X = tf.placeholder(tf.float32, shape=(None, n_inputs), name='X')
y = tf.placeholder(tf.int32, shape=(None), name='y')

In [9]:
training = tf.placeholder_with_default(False, shape=(), name='training')

dropout_rate = 0.5 # == 1- keep_prob
X_drop = tf.layers.dropout(X, dropout_rate, training=training)

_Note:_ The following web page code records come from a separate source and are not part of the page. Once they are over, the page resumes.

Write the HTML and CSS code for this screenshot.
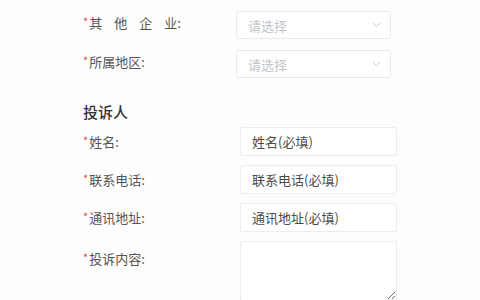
FILE: index.html
```html
<!DOCTYPE html>
<html lang="zh-CN">
<head>
<meta charset="utf-8">
<title>投诉表单</title>
<link rel="stylesheet" href="styles.css">
</head>
<body>
<div class="form">
  <div class="row row-select">
    <div class="label"><span class="req">*</span><span class="spaced">其他企</span>业:</div>
    <div class="select"><span class="ph">请选择</span>
      <svg class="chev" width="9" height="6" viewBox="0 0 9 6"><path d="M1 1 L4.5 4.5 L8 1" fill="none" stroke="#c8cbd0" stroke-width="1"/></svg>
    </div>
  </div>
  <div class="row row-select">
    <div class="label"><span class="req">*</span>所属地区:</div>
    <div class="select"><span class="ph">请选择</span>
      <svg class="chev" width="9" height="6" viewBox="0 0 9 6"><path d="M1 1 L4.5 4.5 L8 1" fill="none" stroke="#c8cbd0" stroke-width="1"/></svg>
    </div>
  </div>

  <h3 class="section">投诉人</h3>

  <div class="row">
    <div class="label label-wide"><span class="req">*</span>姓名:</div>
    <input class="input" type="text" placeholder="姓名(必填)">
  </div>
  <div class="row">
    <div class="label label-wide"><span class="req">*</span>联系电话:</div>
    <input class="input" type="text" placeholder="联系电话(必填)">
  </div>
  <div class="row">
    <div class="label label-wide"><span class="req">*</span>通讯地址:</div>
    <input class="input" type="text" placeholder="通讯地址(必填)">
  </div>
  <div class="row row-top">
    <div class="label label-wide label-top"><span class="req">*</span>投诉内容:</div>
    <textarea class="textarea"></textarea>
  </div>
</div>
</body>
</html>
```
FILE: styles.css
```css
html, body {
  margin: 0;
  padding: 0;
  background: #fdfdfd;
  font-family: "Noto Sans CJK SC", "Noto Sans", sans-serif;
  overflow: hidden;
}
.form {
  padding: 11px 0 0 83px;
}
.row {
  display: flex;
  align-items: center;
  height: 28px;
  margin-bottom: 10px;
}
.row-select {
  margin-bottom: 11px;
}
.label {
  width: 153px;
  flex: none;
  font-size: 13px;
  color: #555;
  line-height: 18px;
  margin-top: -6px;
  white-space: nowrap;
}
.label-wide {
  width: 157px;
  margin-top: 0;
}
.req {
  color: #e0474c;
  font-size: 11px;
  margin-right: 1px;
  vertical-align: 2px;
}
.spaced {
  letter-spacing: 12px;
}
.select {
  width: 155px;
  height: 28px;
  box-sizing: border-box;
  border: 1px solid #eaeaea;
  border-radius: 3px;
  background: #fff;
  display: flex;
  align-items: center;
  justify-content: space-between;
  padding: 0 9px 0 11px;
}
.ph {
  font-size: 13px;
  color: #c3c5ca;
}
.chev {
  display: block;
}
.section {
  margin: 24px 0 5px 0;
  font-size: 15px;
  font-weight: 500;
  color: #333;
  line-height: 20px;
}
.input {
  width: 157px;
  height: 29px;
  box-sizing: border-box;
  border: 1px solid #ececec;
  border-radius: 2px;
  background: #fff;
  padding: 0 0 0 11px;
  font-family: inherit;
  font-size: 13px;
  color: #444;
  outline: none;
}
.input::placeholder {
  color: #4a4a4a;
}
.row-top {
  align-items: flex-start;
  height: auto;
}
.label-top {
  margin-top: 7px;
}
.textarea {
  width: 157px;
  height: 60px;
  box-sizing: border-box;
  border: 1px solid #ececec;
  border-radius: 2px;
  background: #fff;
  font-family: inherit;
  margin: 0;
  padding: 4px;
}
```
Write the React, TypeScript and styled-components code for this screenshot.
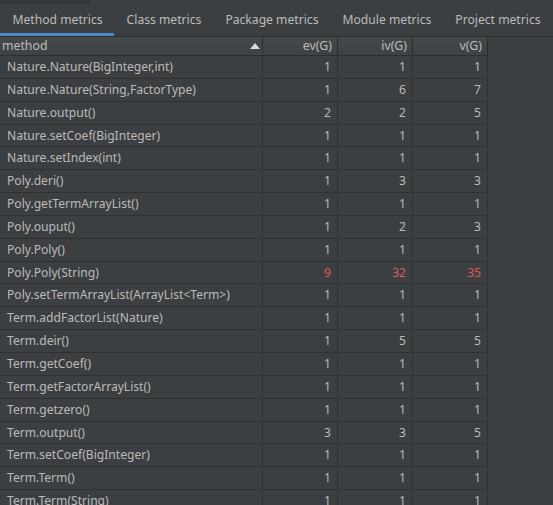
import React from "react";
import styled, { createGlobalStyle } from "styled-components";

const Global = createGlobalStyle`
  html, body { margin: 0; padding: 0; background: #3c3f41; overflow: hidden; }
  body { font-family: "Noto Sans", "Open Sans", sans-serif; }
`;

const Page = styled.div`
  width: 553px;
  height: 505px;
  background: #3c3f41;
  display: flex;
  flex-direction: column;
  overflow: hidden;
`;

const TopStrip = styled.div`
  height: 4px;
  flex: none;
  display: flex;
`;

const StripPart = styled.div<{ $w: number; $dark?: boolean }>`
  width: ${(p) => p.$w}px;
  background: ${(p) => (p.$dark ? "#333537" : "#3c3f41")};
`;

const TabBar = styled.div`
  height: 32px;
  flex: none;
  display: flex;
  align-items: stretch;
`;

const Tab = styled.div<{ $active?: boolean }>`
  padding: 1px 11.5px 0 12.5px;
  display: flex;
  align-items: center;
  font-size: 12.15px;
  color: #bbbbbb;
  border-bottom: 3px solid ${(p) => (p.$active ? "#4a88c7" : "transparent")};
  white-space: nowrap;
`;

const Table = styled.div`
  display: flex;
  flex-direction: column;
  border-top: 1px solid #2b2d2f;
`;

const cols = "263px 75px 75px 75px";

const HeaderRow = styled.div`
  display: grid;
  grid-template-columns: ${cols};
  height: 18px;
  background: linear-gradient(#46494b, #3f4244);
  border-bottom: 1px solid #2b2d2f;
  width: 488px;
`;

const HeaderCell = styled.div<{ $right?: boolean }>`
  position: relative;
  border-right: 1px solid #2b2d2f;
  font-size: 12.3px;
  line-height: 18px;
  color: #bbbbbb;
  text-align: ${(p) => (p.$right ? "right" : "left")};
  padding: ${(p) => (p.$right ? "0 5px 0 0" : "0 0 0 2px")};
  white-space: nowrap;
`;

const SortArrow = styled.svg`
  position: absolute;
  right: 2px;
  top: 6px;
`;

const Row = styled.div`
  display: grid;
  grid-template-columns: ${cols};
  height: 21.85px;
  border-bottom: 1px solid #2e3032;
  width: 488px;
  flex: none;
`;

const Cell = styled.div<{ $right?: boolean; $hot?: boolean }>`
  border-right: 1px solid #2e3032;
  font-size: 12.1px;
  line-height: 21.85px;
  color: ${(p) => (p.$hot ? "#de5d5d" : "#bbbbbb")};
  text-align: ${(p) => (p.$right ? "right" : "left")};
  padding: ${(p) => (p.$right ? "0 6px 0 0" : "0 0 0 7px")};
  white-space: nowrap;
  overflow: hidden;
`;

type R = [string, number, number, number];

const rows: R[] = [
  ["Nature.Nature(BigInteger,int)", 1, 1, 1],
  ["Nature.Nature(String,FactorType)", 1, 6, 7],
  ["Nature.output()", 2, 2, 5],
  ["Nature.setCoef(BigInteger)", 1, 1, 1],
  ["Nature.setIndex(int)", 1, 1, 1],
  ["Poly.deri()", 1, 3, 3],
  ["Poly.getTermArrayList()", 1, 1, 1],
  ["Poly.ouput()", 1, 2, 3],
  ["Poly.Poly()", 1, 1, 1],
  ["Poly.Poly(String)", 9, 32, 35],
  ["Poly.setTermArrayList(ArrayList<Term>)", 1, 1, 1],
  ["Term.addFactorList(Nature)", 1, 1, 1],
  ["Term.deir()", 1, 5, 5],
  ["Term.getCoef()", 1, 1, 1],
  ["Term.getFactorArrayList()", 1, 1, 1],
  ["Term.getzero()", 1, 1, 1],
  ["Term.output()", 3, 3, 5],
  ["Term.setCoef(BigInteger)", 1, 1, 1],
  ["Term.Term()", 1, 1, 1],
  ["Term.Term(String)", 1, 1, 1],
];

const tabs = ["Method metrics", "Class metrics", "Package metrics", "Module metrics", "Project metrics"];

export default function App() {
  return (
    <Page>
      <Global />
      <TopStrip>
        <StripPart $w={90} $dark />
        <StripPart $w={0} />
      </TopStrip>
      <TabBar>
        {tabs.map((t, i) => (
          <Tab key={t} $active={i === 0}>
            {t}
          </Tab>
        ))}
      </TabBar>
      <Table>
        <HeaderRow>
          <HeaderCell>
            method
            <SortArrow width="10" height="6" viewBox="0 0 10 6">
              <path d="M0 6 L5 0 L10 6 Z" fill="#d8d8d8" />
            </SortArrow>
          </HeaderCell>
          <HeaderCell $right>ev(G)</HeaderCell>
          <HeaderCell $right>iv(G)</HeaderCell>
          <HeaderCell $right>v(G)</HeaderCell>
        </HeaderRow>
        {rows.map(([name, ev, iv, v]) => (
          <Row key={name}>
            <Cell>{name}</Cell>
            <Cell $right $hot={ev > 4}>{ev}</Cell>
            <Cell $right $hot={iv > 10}>{iv}</Cell>
            <Cell $right $hot={v > 10}>{v}</Cell>
          </Row>
        ))}
      </Table>
    </Page>
  );
}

with tf.name_scope('dnn'):
    hidden1 = tf.layers.dense(X_drop, n_hidden1, activation=tf.nn.relu, name='hidden1')
    hidden1_drop = tf.layers.dropout(hidden1, dropout_rate, training=training)
    hidden2 = tf.layers.dense(hidden1_drop, n_hidden2, activation=tf.nn.relu, name='hidden2')
    hidden2_drop = tf.layers.dropout(hidden2, dropout_rate, training=training)
    logits = tf.layers.dense(hidden2_drop, n_outputs, name='outputs')

In [10]:
with tf.name_scope('loss'):
    xentropy = tf.nn.sparse_softmax_cross_entropy_with_logits(labels=y, logits=logits)
    loss = tf.reduce_mean(xentropy, name='loss')
    
with tf.name_scope('train'):
    optimizer = tf.train.MomentumOptimizer(learning_rate, momentum=0.9)
    training_op = optimizer.minimize(loss)

with tf.name_scope('eval'):
    correct = tf.nn.in_top_k(logits, y, 1)
    accuracy = tf.reduce_mean(tf.cast(correct, tf.float32))
    
init = tf.global_variables_initializer()
saver = tf.train.Saver()

In [11]:
X_train, X_valid, y_train, y_valid = get_mnist()

In [12]:
n_epochs = 20
batch_size = 50
with tf.Session() as sess:
    init.run()
    for epoch in range(n_epochs):
        for X_batch, y_batch in shuffle_batch(X_train, y_train, batch_size):
            sess.run(training_op, feed_dict={X: X_batch, y: y_batch, training:True})
        accuracy_val = accuracy.eval(feed_dict={X: X_valid, y: y_valid})
        print(epoch, 'Validation accuracy:', accuracy_val)
    save_path = saver.save(sess, '/tmp/my_model_final.ckpt')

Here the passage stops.